Tout le chemin de Fez à Meknès prouve que jadis il était tenu en bon état, quand les sultans résidaient plus souvent à Meknès. De nombreux ponts et des restes de fortifications prouvent que l’on s’inquiétait de la sécurité et de la commodité des puissants voyageurs ; mais depuis longtemps déjà tout est tombé dans l’abandon. Quoique ce chemin soit assez fréquemment suivi, la sécurité dont on y jouit n’est pas grande. Les tribus des environs, particulièrement celles du sud, sont surtout berbères et compromettent souvent par leurs brigandages la sûreté de la route. Quand le sultan actuel va à Marrakech, ce qui arrive d’ordinaire une fois par an, il emmène de très fortes masses de troupes en guise d’escorte, et il est assez souvent arrivé que ces dernières étaient attaquées par des bandes de brigands berbères. Cette insécurité est également un des motifs qui rendent ce grand plateau si peu peuplé. Quoique la culture du sol doive y offrir quelques difficultés, il y aurait pourtant grandement place pour l’élevage de troupeaux de moutons et de chèvres ; mais, dans tout mon voyage, je n’ai rien vu de semblable.

De l’autre côté du dernier ravin, nous atteignîmes rapidement les jardins immenses plantés d’oliviers et de céréales, et entourés de grands murs, qui s’étendent tout autour de la ville. Nous descendîmes encore une fois dans une dépression du sol, et nous nous arrêtâmes bientôt devant la puissante porte de la ville, qui s’étend en forme d’amphithéâtre sur une colline faiblement accentuée. Comme dans toutes les villes arabes, le premier aspect, du dehors, est agréable et grandiose : à Meknès cette première impression est encore accrue par la végétation très riche du pays, par de beaux jardins sans nombre et par des champs et des prairies bien tenues. La nature, sous ce magnifique climat, a prodigué ses bienfaits, malheureusement à des gens qui ne savent pas les apprécier.

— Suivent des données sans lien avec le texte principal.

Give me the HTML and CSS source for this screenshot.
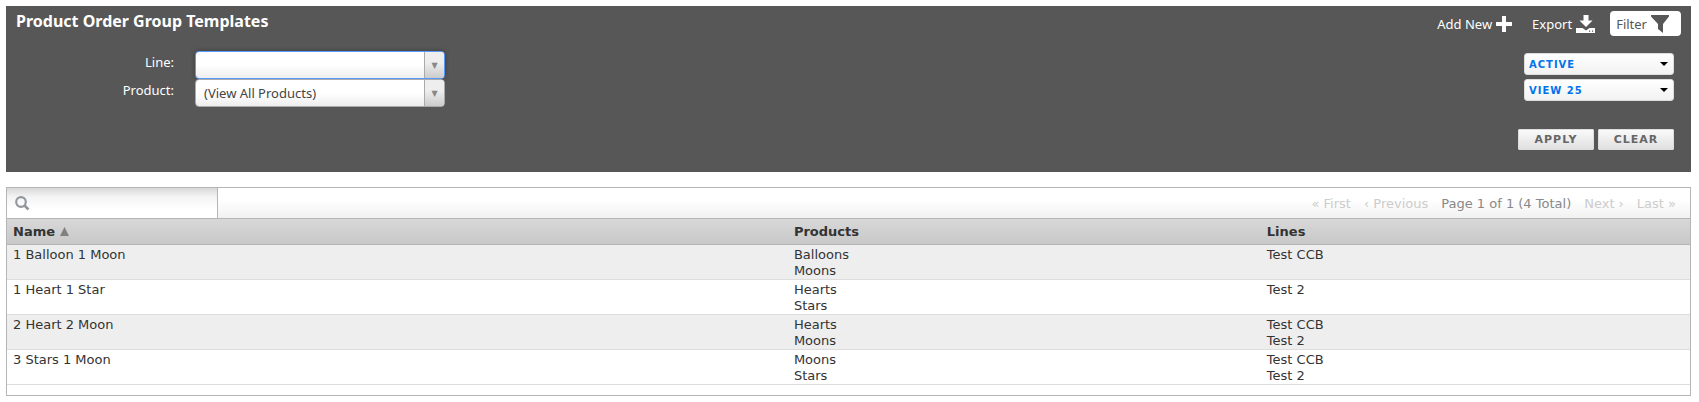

Nous parcourûmes une partie de cette grande ville, qui s’étend surtout du sud-ouest au nord-ouest, et nous nous arrêtâmes vers six heures sur une place au milieu de Meknès, devant une grande porte richement ornée, qui mène dans la cour d’une mosquée. Hadj Ali fit aussitôt une visite au gouverneur ou amil (le mot pacha n’est pas en usage au Maroc), et lui montra la lettre que m’avait fait remettre le sultan : l’amil fut très courtois et chargea aussitôt ses machazini de m’indiquer une maison. Comme, dans l’intervalle, j’avais fait déjà dresser les tentes et tout préparer pour le bivouac, je préférai passer la première nuit sur la place et me rendre le lendemain seulement dans la maison. L’amil y consentit et m’envoya, outre un souper magnifique, quatre hommes pour me garder la nuit.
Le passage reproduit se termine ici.